GOAL: Spot each line in the records below where the word "components" occurs, then copy it.

(Entries with page source code)
/---

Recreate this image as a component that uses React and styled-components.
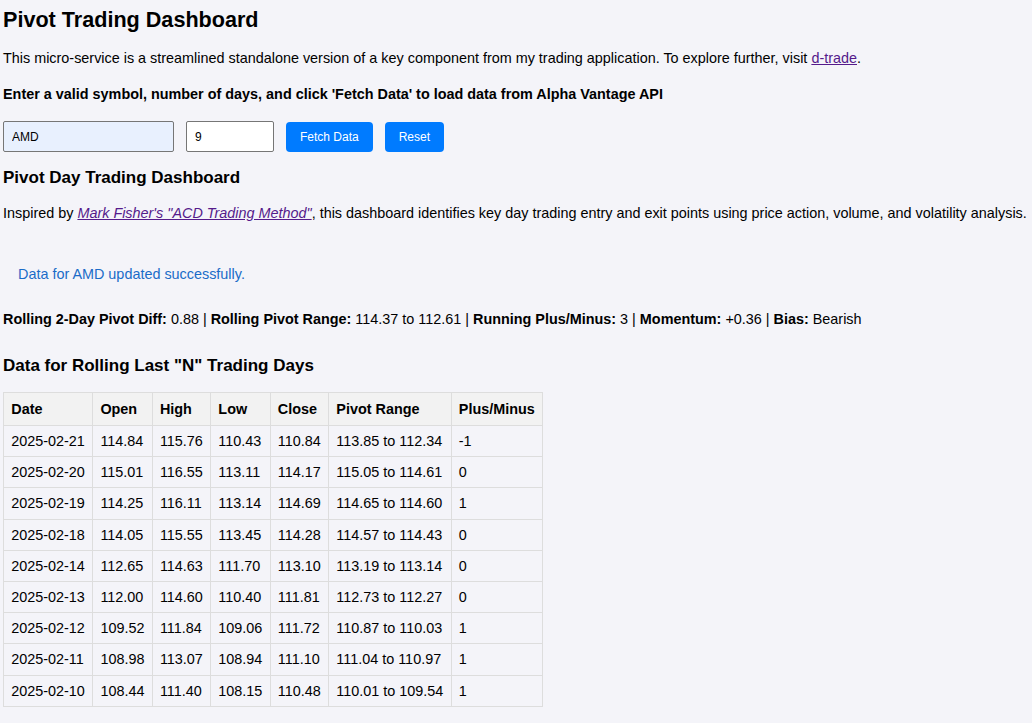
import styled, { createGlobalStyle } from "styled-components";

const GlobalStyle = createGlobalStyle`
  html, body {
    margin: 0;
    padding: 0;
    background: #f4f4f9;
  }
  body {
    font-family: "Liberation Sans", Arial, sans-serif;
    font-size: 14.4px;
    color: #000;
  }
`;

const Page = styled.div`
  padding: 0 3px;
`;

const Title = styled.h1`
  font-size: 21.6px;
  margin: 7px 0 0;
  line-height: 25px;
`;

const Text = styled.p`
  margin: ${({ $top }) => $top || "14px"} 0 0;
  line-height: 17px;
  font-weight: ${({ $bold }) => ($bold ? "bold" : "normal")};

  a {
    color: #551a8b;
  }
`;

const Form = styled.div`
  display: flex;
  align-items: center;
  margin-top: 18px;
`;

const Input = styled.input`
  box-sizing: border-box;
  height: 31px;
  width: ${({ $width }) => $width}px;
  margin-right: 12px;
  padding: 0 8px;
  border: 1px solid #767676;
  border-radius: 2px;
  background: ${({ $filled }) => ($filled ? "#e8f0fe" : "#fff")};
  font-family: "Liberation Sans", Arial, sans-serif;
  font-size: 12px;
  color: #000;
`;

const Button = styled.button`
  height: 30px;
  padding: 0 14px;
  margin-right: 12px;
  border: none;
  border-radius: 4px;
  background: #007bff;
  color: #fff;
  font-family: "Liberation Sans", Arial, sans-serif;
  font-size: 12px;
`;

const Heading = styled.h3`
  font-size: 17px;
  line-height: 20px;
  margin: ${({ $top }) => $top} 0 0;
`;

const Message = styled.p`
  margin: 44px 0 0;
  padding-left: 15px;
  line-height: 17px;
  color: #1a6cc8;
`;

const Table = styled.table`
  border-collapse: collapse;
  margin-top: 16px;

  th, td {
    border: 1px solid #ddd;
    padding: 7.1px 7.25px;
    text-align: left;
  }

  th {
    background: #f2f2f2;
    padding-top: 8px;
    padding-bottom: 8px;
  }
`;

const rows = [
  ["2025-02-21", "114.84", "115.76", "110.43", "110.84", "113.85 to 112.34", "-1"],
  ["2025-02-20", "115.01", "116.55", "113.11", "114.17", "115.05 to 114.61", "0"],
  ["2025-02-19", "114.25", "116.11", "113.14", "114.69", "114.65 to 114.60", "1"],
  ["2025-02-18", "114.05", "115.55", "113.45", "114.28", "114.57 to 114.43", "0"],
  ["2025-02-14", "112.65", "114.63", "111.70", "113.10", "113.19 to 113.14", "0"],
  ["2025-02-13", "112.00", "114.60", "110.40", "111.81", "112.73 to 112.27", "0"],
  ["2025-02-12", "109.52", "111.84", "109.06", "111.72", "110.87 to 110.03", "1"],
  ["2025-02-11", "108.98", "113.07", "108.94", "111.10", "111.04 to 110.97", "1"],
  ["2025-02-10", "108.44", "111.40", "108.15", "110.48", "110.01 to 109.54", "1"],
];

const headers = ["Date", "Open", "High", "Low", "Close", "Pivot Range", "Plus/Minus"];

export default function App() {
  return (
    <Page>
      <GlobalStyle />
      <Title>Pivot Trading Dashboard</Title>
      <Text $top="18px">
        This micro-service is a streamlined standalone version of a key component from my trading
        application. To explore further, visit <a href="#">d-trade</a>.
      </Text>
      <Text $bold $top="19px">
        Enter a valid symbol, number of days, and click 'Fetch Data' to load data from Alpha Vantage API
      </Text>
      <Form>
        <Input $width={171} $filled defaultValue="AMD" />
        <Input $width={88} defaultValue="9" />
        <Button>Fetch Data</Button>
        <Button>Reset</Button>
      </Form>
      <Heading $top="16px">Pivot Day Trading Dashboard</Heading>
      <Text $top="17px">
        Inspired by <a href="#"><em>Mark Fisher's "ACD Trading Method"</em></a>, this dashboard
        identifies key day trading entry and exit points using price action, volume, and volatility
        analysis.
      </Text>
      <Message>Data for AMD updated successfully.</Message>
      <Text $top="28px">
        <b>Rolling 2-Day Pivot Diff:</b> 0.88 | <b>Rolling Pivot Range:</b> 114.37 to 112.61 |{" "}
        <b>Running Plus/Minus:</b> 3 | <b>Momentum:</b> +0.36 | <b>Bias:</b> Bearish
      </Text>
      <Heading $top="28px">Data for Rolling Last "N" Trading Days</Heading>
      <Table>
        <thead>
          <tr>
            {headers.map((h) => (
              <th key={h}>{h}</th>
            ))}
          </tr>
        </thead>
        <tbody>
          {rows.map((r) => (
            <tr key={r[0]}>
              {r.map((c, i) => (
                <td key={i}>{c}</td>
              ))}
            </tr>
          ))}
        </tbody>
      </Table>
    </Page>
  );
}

\---
/---

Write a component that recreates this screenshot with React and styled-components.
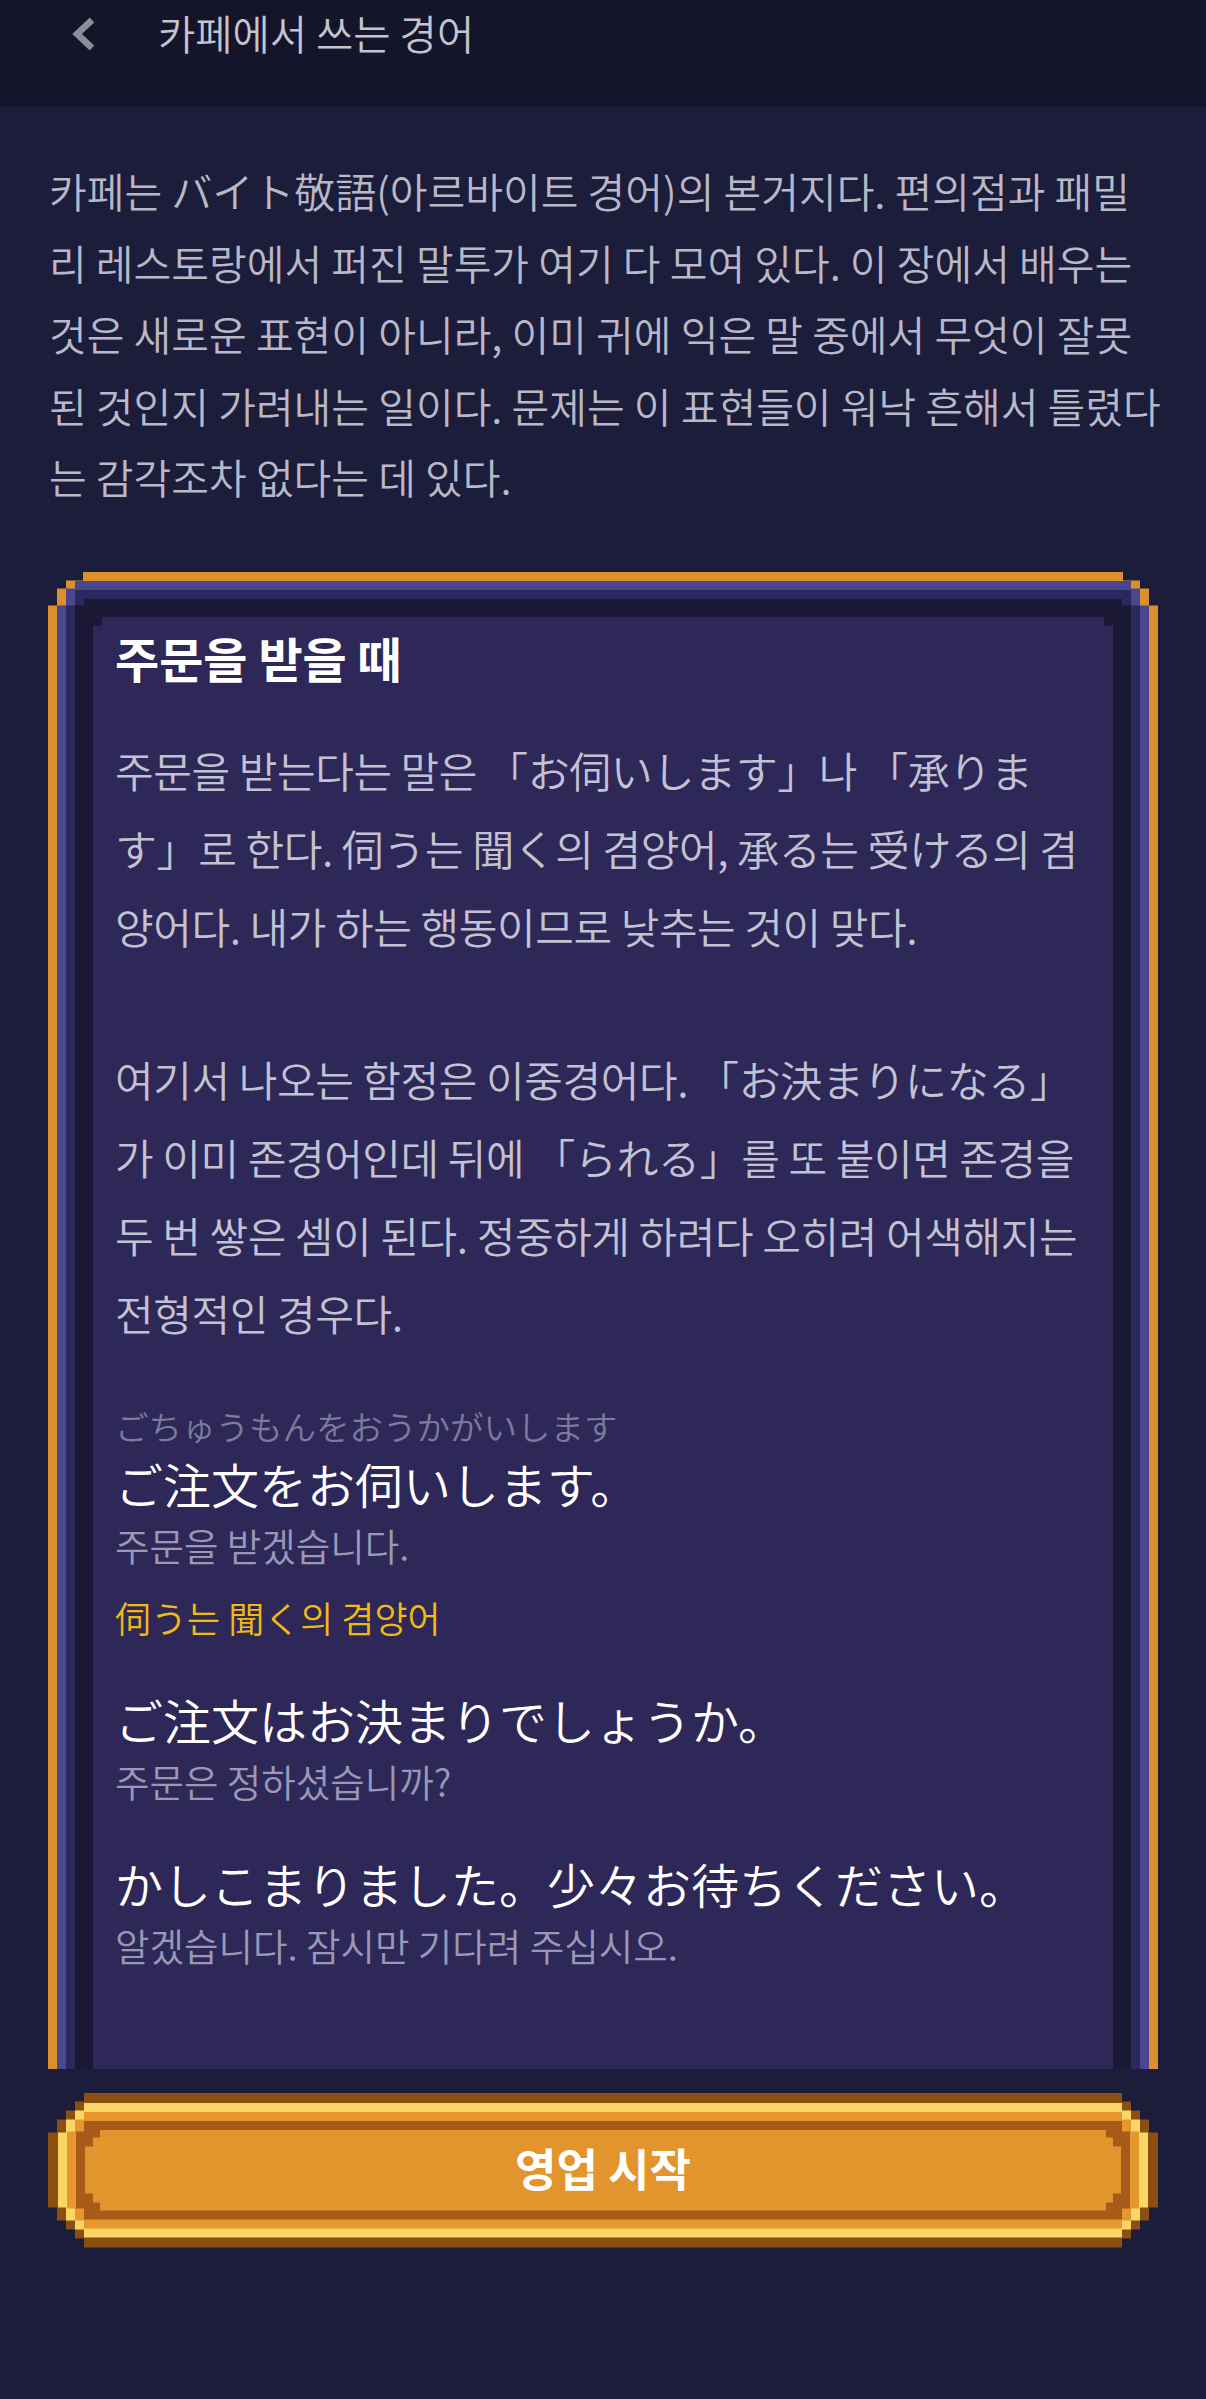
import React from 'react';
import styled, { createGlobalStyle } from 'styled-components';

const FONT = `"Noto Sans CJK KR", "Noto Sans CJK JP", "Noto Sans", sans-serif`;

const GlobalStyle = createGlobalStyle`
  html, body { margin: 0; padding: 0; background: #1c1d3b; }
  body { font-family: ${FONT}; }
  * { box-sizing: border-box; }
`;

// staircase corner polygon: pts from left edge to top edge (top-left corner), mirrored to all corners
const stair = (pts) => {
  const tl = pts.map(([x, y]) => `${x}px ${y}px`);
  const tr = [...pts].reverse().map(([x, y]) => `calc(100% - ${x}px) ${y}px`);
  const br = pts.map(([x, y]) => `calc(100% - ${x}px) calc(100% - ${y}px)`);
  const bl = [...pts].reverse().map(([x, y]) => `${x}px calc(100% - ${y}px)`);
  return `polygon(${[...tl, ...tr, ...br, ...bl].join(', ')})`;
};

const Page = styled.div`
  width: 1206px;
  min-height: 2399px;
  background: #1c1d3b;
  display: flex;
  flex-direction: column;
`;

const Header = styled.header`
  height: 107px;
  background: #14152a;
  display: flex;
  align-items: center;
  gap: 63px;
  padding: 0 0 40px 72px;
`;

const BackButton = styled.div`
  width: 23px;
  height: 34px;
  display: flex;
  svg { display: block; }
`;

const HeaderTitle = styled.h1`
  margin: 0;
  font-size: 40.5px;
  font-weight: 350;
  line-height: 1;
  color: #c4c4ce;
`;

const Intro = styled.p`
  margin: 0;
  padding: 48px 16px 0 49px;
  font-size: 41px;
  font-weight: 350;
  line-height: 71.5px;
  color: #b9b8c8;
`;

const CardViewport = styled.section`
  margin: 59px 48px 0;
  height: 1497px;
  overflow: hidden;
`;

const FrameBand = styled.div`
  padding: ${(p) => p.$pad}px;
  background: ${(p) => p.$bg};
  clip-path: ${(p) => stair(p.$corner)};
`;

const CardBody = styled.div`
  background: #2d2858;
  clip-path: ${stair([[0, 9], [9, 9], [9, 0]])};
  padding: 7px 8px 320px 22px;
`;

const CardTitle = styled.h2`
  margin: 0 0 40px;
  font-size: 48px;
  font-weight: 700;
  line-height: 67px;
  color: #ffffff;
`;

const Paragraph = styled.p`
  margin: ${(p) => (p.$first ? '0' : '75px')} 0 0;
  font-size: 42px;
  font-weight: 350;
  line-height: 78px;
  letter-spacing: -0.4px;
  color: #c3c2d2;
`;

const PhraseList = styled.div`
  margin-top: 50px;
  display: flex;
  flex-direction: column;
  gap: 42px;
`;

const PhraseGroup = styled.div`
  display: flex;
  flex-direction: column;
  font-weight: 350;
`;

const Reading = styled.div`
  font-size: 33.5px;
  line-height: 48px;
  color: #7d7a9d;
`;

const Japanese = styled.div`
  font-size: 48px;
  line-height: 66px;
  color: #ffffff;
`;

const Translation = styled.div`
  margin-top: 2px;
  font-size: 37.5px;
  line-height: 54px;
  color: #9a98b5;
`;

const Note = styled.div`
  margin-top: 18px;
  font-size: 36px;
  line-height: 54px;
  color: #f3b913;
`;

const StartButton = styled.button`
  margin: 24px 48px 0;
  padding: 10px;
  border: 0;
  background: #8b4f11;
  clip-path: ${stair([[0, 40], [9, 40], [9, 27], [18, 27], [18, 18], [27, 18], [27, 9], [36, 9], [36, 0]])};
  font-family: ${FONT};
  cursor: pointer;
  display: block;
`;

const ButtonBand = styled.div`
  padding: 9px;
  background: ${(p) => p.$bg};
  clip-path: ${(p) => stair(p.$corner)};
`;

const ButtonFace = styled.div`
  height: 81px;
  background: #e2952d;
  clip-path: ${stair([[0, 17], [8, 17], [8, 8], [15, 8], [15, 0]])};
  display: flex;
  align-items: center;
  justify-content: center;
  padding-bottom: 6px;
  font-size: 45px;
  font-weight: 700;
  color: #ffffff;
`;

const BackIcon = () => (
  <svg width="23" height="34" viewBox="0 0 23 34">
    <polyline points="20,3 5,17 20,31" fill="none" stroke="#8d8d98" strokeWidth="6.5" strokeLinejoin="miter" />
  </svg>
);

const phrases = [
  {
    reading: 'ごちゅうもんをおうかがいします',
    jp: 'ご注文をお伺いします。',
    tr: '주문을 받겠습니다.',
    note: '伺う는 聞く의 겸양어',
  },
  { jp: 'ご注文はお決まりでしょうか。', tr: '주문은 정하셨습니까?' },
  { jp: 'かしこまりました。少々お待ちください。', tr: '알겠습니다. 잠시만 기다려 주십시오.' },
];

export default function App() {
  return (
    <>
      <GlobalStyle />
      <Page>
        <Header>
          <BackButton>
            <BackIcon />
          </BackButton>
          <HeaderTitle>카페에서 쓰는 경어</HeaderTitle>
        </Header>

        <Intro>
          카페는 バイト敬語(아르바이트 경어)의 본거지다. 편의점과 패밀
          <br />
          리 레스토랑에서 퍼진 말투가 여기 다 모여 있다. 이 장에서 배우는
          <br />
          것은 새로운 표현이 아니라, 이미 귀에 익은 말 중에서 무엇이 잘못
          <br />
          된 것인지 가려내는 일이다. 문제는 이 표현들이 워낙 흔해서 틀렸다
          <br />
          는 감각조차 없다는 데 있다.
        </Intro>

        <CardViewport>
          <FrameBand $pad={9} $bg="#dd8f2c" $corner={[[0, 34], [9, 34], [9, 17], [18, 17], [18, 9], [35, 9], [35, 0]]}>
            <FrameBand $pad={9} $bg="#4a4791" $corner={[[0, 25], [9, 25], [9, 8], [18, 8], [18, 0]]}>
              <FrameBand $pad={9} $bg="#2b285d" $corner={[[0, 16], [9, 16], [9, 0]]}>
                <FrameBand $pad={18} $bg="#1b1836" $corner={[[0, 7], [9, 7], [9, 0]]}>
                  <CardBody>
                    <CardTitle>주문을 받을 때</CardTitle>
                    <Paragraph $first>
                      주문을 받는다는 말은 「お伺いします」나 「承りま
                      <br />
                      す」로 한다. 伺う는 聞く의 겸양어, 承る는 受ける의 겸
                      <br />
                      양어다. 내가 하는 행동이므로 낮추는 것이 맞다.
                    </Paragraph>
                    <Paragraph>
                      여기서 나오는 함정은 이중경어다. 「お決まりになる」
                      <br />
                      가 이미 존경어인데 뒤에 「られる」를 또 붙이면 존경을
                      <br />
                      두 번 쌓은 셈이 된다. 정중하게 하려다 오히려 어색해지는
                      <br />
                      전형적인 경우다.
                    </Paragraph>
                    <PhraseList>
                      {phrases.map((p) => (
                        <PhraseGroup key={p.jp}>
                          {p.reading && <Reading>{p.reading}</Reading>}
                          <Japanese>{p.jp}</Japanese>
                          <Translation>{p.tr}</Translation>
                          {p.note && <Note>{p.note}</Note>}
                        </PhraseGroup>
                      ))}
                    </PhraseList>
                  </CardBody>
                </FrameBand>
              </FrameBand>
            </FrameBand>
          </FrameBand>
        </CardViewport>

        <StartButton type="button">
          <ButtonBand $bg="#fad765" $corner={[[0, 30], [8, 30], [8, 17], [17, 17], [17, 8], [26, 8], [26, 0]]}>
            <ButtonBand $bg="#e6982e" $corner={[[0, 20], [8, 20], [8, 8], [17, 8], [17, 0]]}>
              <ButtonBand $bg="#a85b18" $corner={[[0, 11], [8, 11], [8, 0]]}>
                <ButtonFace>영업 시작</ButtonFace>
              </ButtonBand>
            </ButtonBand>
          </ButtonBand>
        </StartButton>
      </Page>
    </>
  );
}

\---
/---

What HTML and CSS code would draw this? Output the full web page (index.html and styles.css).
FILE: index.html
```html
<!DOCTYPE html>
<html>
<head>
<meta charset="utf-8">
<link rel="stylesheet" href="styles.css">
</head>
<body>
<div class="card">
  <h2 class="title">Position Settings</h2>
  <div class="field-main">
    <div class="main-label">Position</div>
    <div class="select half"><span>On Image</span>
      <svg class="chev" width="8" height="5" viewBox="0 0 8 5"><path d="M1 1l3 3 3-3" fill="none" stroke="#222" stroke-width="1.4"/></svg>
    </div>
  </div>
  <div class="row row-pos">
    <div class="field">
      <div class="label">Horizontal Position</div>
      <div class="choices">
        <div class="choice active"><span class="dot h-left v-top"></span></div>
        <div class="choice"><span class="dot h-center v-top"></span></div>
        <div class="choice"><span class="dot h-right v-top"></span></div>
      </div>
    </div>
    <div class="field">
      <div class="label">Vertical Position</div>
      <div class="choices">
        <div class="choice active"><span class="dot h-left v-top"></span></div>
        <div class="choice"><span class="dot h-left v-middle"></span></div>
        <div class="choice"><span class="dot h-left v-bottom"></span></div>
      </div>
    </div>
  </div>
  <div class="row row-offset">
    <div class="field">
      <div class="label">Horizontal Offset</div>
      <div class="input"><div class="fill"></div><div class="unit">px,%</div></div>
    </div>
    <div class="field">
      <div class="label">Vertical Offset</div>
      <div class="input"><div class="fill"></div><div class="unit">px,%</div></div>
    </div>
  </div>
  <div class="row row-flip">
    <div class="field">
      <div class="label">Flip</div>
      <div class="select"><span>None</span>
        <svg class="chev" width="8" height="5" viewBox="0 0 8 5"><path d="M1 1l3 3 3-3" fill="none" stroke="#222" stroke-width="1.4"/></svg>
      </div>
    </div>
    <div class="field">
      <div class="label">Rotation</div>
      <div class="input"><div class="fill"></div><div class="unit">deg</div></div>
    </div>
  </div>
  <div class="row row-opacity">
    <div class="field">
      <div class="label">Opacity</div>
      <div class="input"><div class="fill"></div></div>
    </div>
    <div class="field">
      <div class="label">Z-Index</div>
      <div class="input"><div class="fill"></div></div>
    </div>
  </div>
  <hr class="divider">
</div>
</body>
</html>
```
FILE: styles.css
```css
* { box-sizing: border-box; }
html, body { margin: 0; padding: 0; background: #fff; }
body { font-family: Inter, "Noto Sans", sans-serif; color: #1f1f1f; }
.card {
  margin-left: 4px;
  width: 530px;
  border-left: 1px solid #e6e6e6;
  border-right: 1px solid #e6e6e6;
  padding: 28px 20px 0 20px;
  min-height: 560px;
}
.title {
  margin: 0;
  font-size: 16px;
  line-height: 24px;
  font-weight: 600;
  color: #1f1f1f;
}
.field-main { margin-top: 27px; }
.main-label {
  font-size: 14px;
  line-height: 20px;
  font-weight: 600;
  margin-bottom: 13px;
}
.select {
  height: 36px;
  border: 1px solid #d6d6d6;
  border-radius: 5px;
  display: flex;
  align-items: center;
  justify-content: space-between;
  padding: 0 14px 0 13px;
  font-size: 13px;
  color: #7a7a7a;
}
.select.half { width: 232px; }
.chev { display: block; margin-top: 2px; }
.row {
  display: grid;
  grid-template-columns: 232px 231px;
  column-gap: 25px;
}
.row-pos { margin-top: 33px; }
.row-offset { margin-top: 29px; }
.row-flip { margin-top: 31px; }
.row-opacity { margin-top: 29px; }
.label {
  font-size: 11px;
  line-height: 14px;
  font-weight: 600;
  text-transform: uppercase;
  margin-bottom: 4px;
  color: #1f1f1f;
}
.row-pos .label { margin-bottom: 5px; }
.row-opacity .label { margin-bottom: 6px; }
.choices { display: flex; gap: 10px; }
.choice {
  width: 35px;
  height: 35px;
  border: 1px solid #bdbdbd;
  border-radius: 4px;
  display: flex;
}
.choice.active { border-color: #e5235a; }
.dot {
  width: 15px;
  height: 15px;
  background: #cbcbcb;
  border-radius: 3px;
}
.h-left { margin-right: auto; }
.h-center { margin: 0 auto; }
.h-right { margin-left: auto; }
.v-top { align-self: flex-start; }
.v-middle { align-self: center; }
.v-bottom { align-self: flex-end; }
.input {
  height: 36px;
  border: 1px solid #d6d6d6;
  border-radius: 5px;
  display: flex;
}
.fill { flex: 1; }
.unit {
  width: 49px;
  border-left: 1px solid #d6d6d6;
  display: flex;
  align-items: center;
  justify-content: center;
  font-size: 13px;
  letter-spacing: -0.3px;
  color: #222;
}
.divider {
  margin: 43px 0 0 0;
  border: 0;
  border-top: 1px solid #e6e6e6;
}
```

\---

REPLY:
Recreate this image as a component that uses React and styled-components.
import styled, { createGlobalStyle } from "styled-components";
Write a component that recreates this screenshot with React and styled-components.
import styled, { createGlobalStyle } from 'styled-components';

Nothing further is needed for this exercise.